Every so often we develop a newfound talent at being brilliant at something or other that is absolutely no use to us in the long run. We developed a skill for winning Eurovisions, for having likeable Big Brother contestants, for breeding boybands, and we developed a uniquely Irish admiration for the likes of Charlie Landsborough, David Gray and Garth Brooks — and now we have discovered that we’re great at protecting international heads of state when they come to our country. It was a skill we never knew we had, to be honest, but years of batin’ crusties and inhaling hummus down in Rossport has given our gardai a new edge and so they excelled themselves. It’s a skill that we’ll probably never get to use again, because we’re running out of contentious heads of state to invite here. I mean who else could we invite to Ireland who would need such protection? The Pope comes next year, but his detractors are more theological than physical. David Drumm might, if he were to come back here.Thierry Henry perhaps. Enda could repeat TH’s vavavoom ads as a homage.
However, getting back to reality, wasn’t there a wonderful innocence to the scenes in Moneygall? It reminded me of the day in 1970 when three USAF helicopters landed in the field behind our house in Ballinrobe and as a five-year-old when I and other kids were given a spin on one, while Richard Nixon’s wife, Pat, went to visit relatives in the old homestead outside the town.

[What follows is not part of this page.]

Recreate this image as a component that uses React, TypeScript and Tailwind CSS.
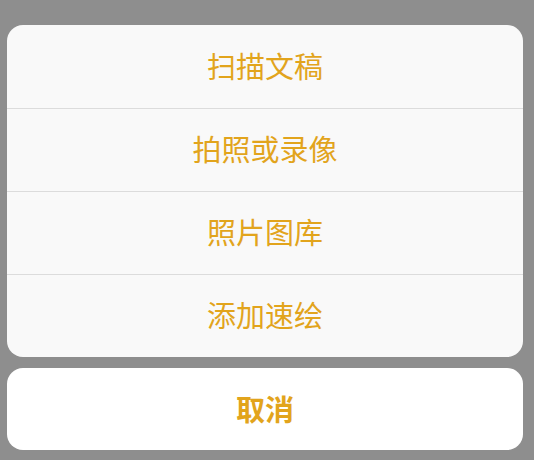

I can still smell the chipboard of the stage that day as we all held up the tricolours and star-spangled banners and waved furiously at a smily, friendly woman we had never seen before and would never see, in the flesh, again. But the memory of it lives on forever, as it will with those kids on the streets of Moneygall.
Both of this month’s visits were a throwback to the past, and perhaps it is to that past we will have to travel to rediscover what it is about Ireland that made people love us before we became arrogant flutes taking on the Arabs in buying wars. It’s hard to bate the auld hospitality when it comes to starting from scratch, especially when it can be done without the need for tugging the forelock.